Krótkie formy literackie, które składają się na „Jesień”, są wyjętymi z życia pewnymi migawkami, obrazami, osnutymi gęstymi sieciami refleksji i rozważań. Nowy cykl Knausgårda to proza niesamowicie filozoficzna, bardzo delikatna, aczkolwiek nie do końca wyważona, miejscami przesadzona i banalna.
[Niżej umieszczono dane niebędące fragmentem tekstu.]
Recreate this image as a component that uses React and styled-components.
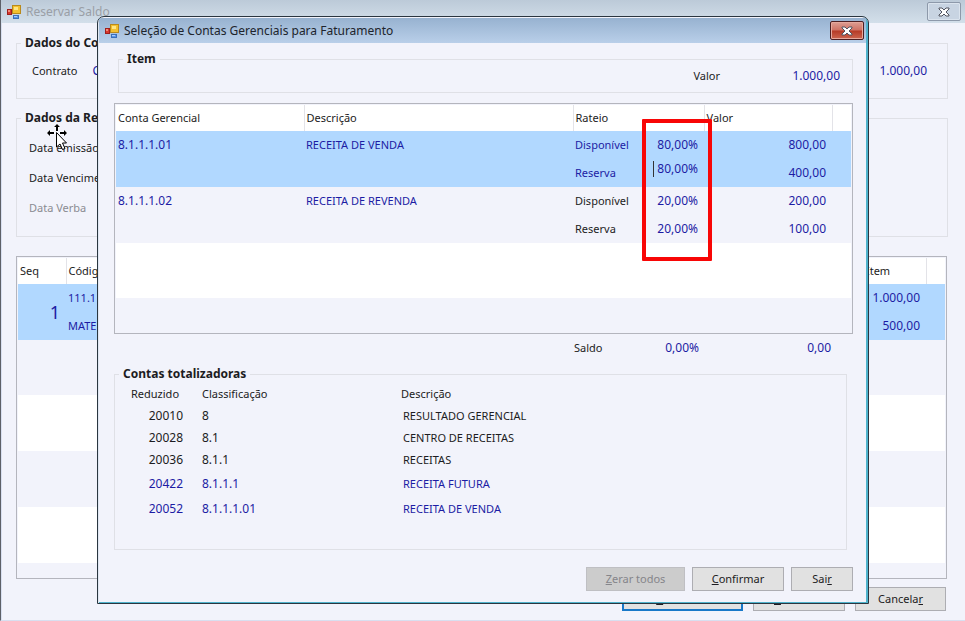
import React, { useState } from 'react'
import styled, { createGlobalStyle, css } from 'styled-components'

const GlobalStyle = createGlobalStyle`
  * {
    box-sizing: border-box;
  }

  body {
    margin: 0;
    background: #f2f3fb;
    color: #1c1c22;
    font-family: 'Noto Sans', 'DejaVu Sans', sans-serif;
    font-size: 11px;
    line-height: 16px;
  }

  button, input {
    font: inherit;
    color: inherit;
  }
`

const blue = '#1c1ca4'
const line = '#dfe0e6'

const Desktop = styled.div`
  position: relative;
`

const MainWindow = styled.main`
  display: flex;
  flex-direction: column;
  min-height: 100vh;
  overflow: hidden;
  border-left: 1px solid #5d6068;
  border-bottom: 1px solid #d8dff0;
  box-shadow: inset 1px 0 #d8dff0;
`

const TitleBar = styled.header`
  display: flex;
  align-items: center;
  gap: 4px;
  height: ${props => props.$active ? 25 : 23}px;
  padding: 0 ${props => props.$active ? 2 : 4}px 0 5px;
  color: ${props => props.$active ? '#20242c' : '#9a9fa6'};
  background: ${props => props.$active
    ? 'linear-gradient(#97b2d0, #b9cfe9)'
    : 'linear-gradient(#bccad8, #d3dfea)'};
`

const Title = styled.h1`
  flex: 1;
  margin: 0;
  font-size: 12px;
  font-weight: 400;
`

const CloseButton = styled.button`
  display: flex;
  align-items: center;
  justify-content: center;
  width: 34px;
  height: 19px;
  padding: 0;
  border: 1px solid #8d99aa;
  border-radius: 2px;
  background: #c8d4e2;
  box-shadow: inset 0 0 0 1px #dbe4ee;

  ${props => props.$active && css`
    border-color: #4c1f22;
    background: linear-gradient(#dd9f94, #cf7163 48%, #b53a26 52%, #cc6650);
    box-shadow: inset 0 0 0 1px #e6a89c;
  `}
`

const MainBody = styled.div`
  display: flex;
  flex: 1;
  flex-direction: column;
  padding: 11px 17px 9px 15px;
`

const Group = styled.fieldset`
  min-width: 0;
  margin: 0;
  padding: 0 4px;
  border: 1px solid ${line};
`

const Legend = styled.legend`
  padding: 0 4px;
  font-size: 12px;
  font-weight: 700;
  line-height: 18px;
`

const ContractGroup = styled(Group)`
  height: 65px;
  margin-bottom: 10px;
`

const ReserveGroup = styled(Group)`
  height: 128px;
  margin-bottom: 19px;
`

const ContractRow = styled.div`
  display: flex;
  gap: 15px;
  padding: 11px 16px 0 11px;
`

const Amount = styled.span`
  color: ${blue};
  font-size: 12px;
  text-align: right;
  ${props => props.$push && 'margin-left: auto;'}
`

const FieldRow = styled.div`
  padding: 7px 8px;
  color: ${props => props.$muted ? '#8b8c92' : 'inherit'};

  &:first-of-type {
    padding-top: 13px;
  }
`

const GridBox = styled.div`
  position: relative;
  flex: ${props => props.$grow ? '1 0 0' : 'none'};
  height: ${props => props.$grow ? 'auto' : '231px'};
  margin-right: ${props => props.$grow ? 1 : 0}px;
  padding: 1px;
  overflow: ${props => props.$grow ? 'hidden' : 'visible'};
  border: 1px solid #b4b5bd;
  background:
    linear-gradient(#fff 26px, transparent 26px),
    repeating-linear-gradient(#fff 0 56px, #f2f3fb 56px 112px);
  background-position: 0 0, 0 26px;
  background-clip: content-box;
  background-color: #fff;
  background-repeat: no-repeat;
`

const Grid = styled.table`
  width: 100%;
  table-layout: fixed;
  border-collapse: collapse;
`

const HeadCell = styled.th`
  height: 26px;
  padding: 0 2px;
  border-right: 1px solid #e3e3e8;
  font-weight: 400;
  text-align: left;
  white-space: nowrap;

  &:last-child {
    border-right: 0;
  }
`

const GridRow = styled.tr`
  height: 56px;
  background: ${props => props.$selected ? '#b1d8ff' : '#f2f3fb'};
`

const Cell = styled.td`
  padding: 0 ${props => props.$right ? 6 : 2}px 0 2px;
  color: ${props => props.$plain ? 'inherit' : blue};
  font-size: ${props => props.$number ? 12 : 11}px;
  line-height: 28px;
  text-align: ${props => props.$right ? 'right' : 'left'};
  vertical-align: top;
  white-space: nowrap;
`

const Sequence = styled.td`
  padding: 0 6px 0 0;
  color: ${blue};
  font-size: 18px;
  text-align: right;
`

const Line = styled.div`
  height: 28px;
`

const PercentInput = styled.input`
  display: block;
  width: 45px;
  height: 16px;
  margin: 2px 0 0 auto;
  padding: 0;
  border: 0;
  border-left: 1px solid #333;
  outline: 0;
  background: transparent;
  line-height: 16px;
  text-align: right;
`

const MainActions = styled.footer`
  display: flex;
  justify-content: flex-end;
  gap: 10px;
  padding: 8px 2px 0 0;
`

const Button = styled.button`
  width: ${props => props.$width}px;
  height: 24px;
  padding: 0;
  border: 1px solid #adadb2;
  background: #e1e1e1;

  &:disabled {
    border-color: #bfbfc3;
    background: #cccccc;
    color: #85858a;
  }

  ${props => props.$default && css`
    border: 2px solid #1878c8;
  `}
`

const Dialog = styled.section`
  position: absolute;
  top: 16px;
  right: 96px;
  left: 97px;
  overflow: hidden;
  border: 1px solid #2a3640;
  border-radius: 7px 7px 0 0;
  background: #f2f3fb;
  box-shadow: inset 1px 0 #dfe7f2, inset -2px -1px #4fb3cc;
  padding: 1px 2px 1px 1px;
`

const DialogBody = styled.div`
  padding: 7px 13px 11px 15px;
`

const ItemGroup = styled(Group)`
  height: 43px;
  margin: 0 0 10px 4px;
`

const ItemRow = styled.div`
  display: flex;
  justify-content: flex-end;
  align-items: center;
  padding: 0 8px 0 0;

  ${Amount} {
    width: 120px;
  }
`

const Highlight = styled.div`
  position: absolute;
  top: 15px;
  right: 140px;
  width: 70px;
  height: 142px;
  border: 4px solid #f80606;
  border-radius: 1px;
  pointer-events: none;
`

const BalanceRow = styled.div`
  display: grid;
  grid-template-columns: 60px 65px 132px;
  justify-content: end;
  margin-bottom: 9px;
  padding: 6px 22px 0 0;
`

const TotalsGroup = styled(Group)`
  height: 185px;
  margin-right: 6px;
`

const Totals = styled.table`
  width: 100%;
  table-layout: fixed;
  border-collapse: collapse;
`

const TotalsHead = styled.th`
  height: 22px;
  padding: 0 0 0 ${props => props.$indent || 0}px;
  font-weight: 400;
  text-align: left;
`

const TotalsRow = styled.tr`
  height: ${props => props.$current ? 25 : 22}px;
  color: ${props => props.$current ? blue : 'inherit'};
`

const TotalsCell = styled.td`
  padding: 0 ${props => props.$right ? 19 : 0}px 0 ${props => props.$indent || 0}px;
  font-size: ${props => props.$number ? 12 : 11}px;
  text-align: ${props => props.$right ? 'right' : 'left'};
`

const DialogActions = styled.footer`
  display: flex;
  justify-content: flex-end;
  gap: 7px;
  padding-top: 17px;
`

const Pointer = styled.svg`
  position: absolute;
  top: 124px;
  left: 47px;
  width: 20px;
  height: 27px;
`

const FormIcon = () => (
  <svg width="16" height="16" viewBox="0 0 16 16" aria-hidden="true">
    <rect x="6.500" y="1.500" width="8" height="8" fill="#f3c02f" stroke="#b98a1c" />
    <rect x="8" y="3" width="4" height="3" fill="#ffe684" />
    <rect x="1.500" y="5.500" width="4" height="5" fill="#d8382c" stroke="#a01f1c" />
    <rect x="2" y="6" width="2" height="2" fill="#f48b78" />
    <rect x="7.500" y="11.500" width="5" height="3" fill="#5c97e6" stroke="#3d70b8" />
    <rect x="8" y="12" width="3" height="1" fill="#a7ccff" />
  </svg>
)

const CloseIcon = () => (
  <svg width="12" height="10" viewBox="0 0 12 10" aria-hidden="true">
    <path d="M1 1h3l2 2 2-2h3v1L8 5l3 3v1H8L6 7 4 9H1V8l3-3-3-3z" fill="#fff" stroke="#505460" strokeLinejoin="round" />
  </svg>
)

const accounts = [
  { code: '8.1.1.1.01', name: 'RECEITA DE VENDA', percent: '80,00%', available: '800,00', reserved: '400,00' },
  { code: '8.1.1.1.02', name: 'RECEITA DE REVENDA', percent: '20,00%', available: '200,00', reserved: '100,00' }
]

const totals = [
  { id: '20010', code: '8', name: 'RESULTADO GERENCIAL' },
  { id: '20028', code: '8.1', name: 'CENTRO DE RECEITAS' },
  { id: '20036', code: '8.1.1', name: 'RECEITAS' },
  { id: '20422', code: '8.1.1.1', name: 'RECEITA FUTURA', current: true },
  { id: '20052', code: '8.1.1.1.01', name: 'RECEITA DE VENDA', current: true }
]

const ReserveWindow = () => (
  <MainWindow>
    <TitleBar>
      <FormIcon />
      <Title>Reservar Saldo</Title>
      <CloseButton aria-label="Fechar"><CloseIcon /></CloseButton>
    </TitleBar>
    <MainBody>
      <ContractGroup>
        <Legend>Dados do Contrato</Legend>
        <ContractRow>
          <span>Contrato</span>
          <Amount>C</Amount>
          <Amount $push>1.000,00</Amount>
        </ContractRow>
      </ContractGroup>
      <ReserveGroup>
        <Legend>Dados da Reserva</Legend>
        <FieldRow>Data emissão</FieldRow>
        <FieldRow>Data Vencimento</FieldRow>
        <FieldRow $muted>Data Verba</FieldRow>
      </ReserveGroup>
      <GridBox $grow>
        <Grid>
          <colgroup>
            <col width="48" />
            <col />
            <col width="92" />
            <col width="19" />
          </colgroup>
          <thead>
            <tr>
              <HeadCell>Seq</HeadCell>
              <HeadCell>Código</HeadCell>
              <HeadCell>Valor Item</HeadCell>
              <HeadCell />
            </tr>
          </thead>
          <tbody>
            <GridRow $selected>
              <Sequence>1</Sequence>
              <Cell>
                <Line>111.1</Line>
                <Line>MATERIAL</Line>
              </Cell>
              <Cell $right $number>
                <Line>1.000,00</Line>
                <Line>500,00</Line>
              </Cell>
              <Cell />
            </GridRow>
          </tbody>
        </Grid>
      </GridBox>
      <MainActions>
        <Button $width={121} $default><u>C</u>onfirmar</Button>
        <Button $width={92}><u>C</u>onsultar</Button>
        <Button $width={91}>Cancela<u>r</u></Button>
      </MainActions>
    </MainBody>
  </MainWindow>
)

const AccountRow = ({ account, selected }) => {
  const [percent, setPercent] = useState(account.percent)

  return (
    <GridRow $selected={selected}>
      <Cell $number>{account.code}</Cell>
      <Cell>{account.name}</Cell>
      <Cell $plain={!selected}>
        <Line>Disponível</Line>
        <Line>Reserva</Line>
      </Cell>
      <Cell $right $number>
        <Line>{account.percent}</Line>
        {selected
          ? <PercentInput
            aria-label="Reserva"
            value={percent}
            onChange={event => setPercent(event.target.value)} />
          : <Line>{percent}</Line>}
      </Cell>
      <Cell $right $number>
        <Line>{account.available}</Line>
        <Line>{account.reserved}</Line>
      </Cell>
      <Cell />
    </GridRow>
  )
}

const AccountsDialog = () => (
  <Dialog role="dialog" aria-labelledby="dialog-title">
    <TitleBar $active>
      <FormIcon />
      <Title id="dialog-title">Seleção de Contas Gerenciais para Faturamento</Title>
      <CloseButton $active aria-label="Fechar"><CloseIcon /></CloseButton>
    </TitleBar>
    <DialogBody>
      <ItemGroup>
        <Legend>Item</Legend>
        <ItemRow>
          <span>Valor</span>
          <Amount>1.000,00</Amount>
        </ItemRow>
      </ItemGroup>
      <GridBox>
        <Grid>
          <colgroup>
            <col width="188" />
            <col />
            <col width="66" />
            <col width="65" />
            <col width="128" />
            <col width="19" />
          </colgroup>
          <thead>
            <tr>
              <HeadCell>Conta Gerencial</HeadCell>
              <HeadCell>Descrição</HeadCell>
              <HeadCell colSpan="2">Rateio</HeadCell>
              <HeadCell>Valor</HeadCell>
              <HeadCell />
            </tr>
          </thead>
          <tbody>
            {accounts.map((account, index) => (
              <AccountRow key={account.code} account={account} selected={index === 0} />
            ))}
          </tbody>
        </Grid>
        <Highlight />
      </GridBox>
      <BalanceRow>
        <span>Saldo</span>
        <Amount>0,00%</Amount>
        <Amount>0,00</Amount>
      </BalanceRow>
      <TotalsGroup>
        <Legend>Contas totalizadoras</Legend>
        <Totals>
          <colgroup>
            <col width="83" />
            <col width="199" />
            <col />
          </colgroup>
          <thead>
            <tr>
              <TotalsHead $indent={12}>Reduzido</TotalsHead>
              <TotalsHead>Classificação</TotalsHead>
              <TotalsHead>Descrição</TotalsHead>
            </tr>
          </thead>
          <tbody>
            {totals.map(total => (
              <TotalsRow key={total.id} $current={total.current}>
                <TotalsCell $right $number>{total.id}</TotalsCell>
                <TotalsCell $number>{total.code}</TotalsCell>
                <TotalsCell $indent={2}>{total.name}</TotalsCell>
              </TotalsRow>
            ))}
          </tbody>
        </Totals>
      </TotalsGroup>
      <DialogActions>
        <Button $width={99} disabled><u>Z</u>erar todos</Button>
        <Button $width={92}><u>C</u>onfirmar</Button>
        <Button $width={62}>Sai<u>r</u></Button>
      </DialogActions>
    </DialogBody>
  </Dialog>
)

const App = () => (
  <Desktop>
    <GlobalStyle />
    <ReserveWindow />
    <Pointer viewBox="0 0 20 27" aria-hidden="true">
      <path d="M10 0l3 3h-2v4H9V3H7zM0 9l3-3v2h4v2H3v2zM20 9l-3-3v2h-4v2h4v2zM9 13h2v3H9z" fill="#000" stroke="#fff" strokeWidth="1" paintOrder="stroke" />
      <path d="M9.500 8.500v14.500l3.500-3 2.500 5.500 2.500-1-2.500-5.500h4z" fill="#fff" stroke="#000" />
    </Pointer>
    <AccountsDialog />
  </Desktop>
)

export default App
O ile zachwyciły mnie między innymi „Żaby”, „Osy”, poświęcone momentowi zetknięcia się człowieka z naturą lub „Kalosze” i „Żmije”, gdzie po raz kolejny pojawia się wspomnienia ojca, tak „Termosy” czy „Muszle klozetowe” wydają mi się nic nie wnosić do literatury, ani język tu kwiecisty, ani sama rzecz odkrywcza…
Krzysztof Varga napisał o „Jesieni”, że to największy hołd dla rodzicielstwa, jaki kiedykolwiek czytał. No cóż, muszę przyznać, że ja – chociaż jestem pewna, że wiedzy tak ogromnej jak autor „Trocin” nie mam – czytałam hołdy większe i piękniejsze.
„Jesień” trochę mnie rozczarowała, bo spełniły się moje obawy co do innego wymiaru pisarstwa Knausgårda, ale jednocześnie cieszę się, że po książkę sięgnęłam, bo poznałam tego literackiego wojownika z zupełnie innej strony – już nie z zaciśniętą pięścią, a z uśmiechem na twarzy. Z narastającą ciekawością sięgnę też po „Zimę”, a później zapewne po „Wiosnę” i „Lato”, aby się przekonać, czy Knausgård po raz kolejny mnie zaskoczy.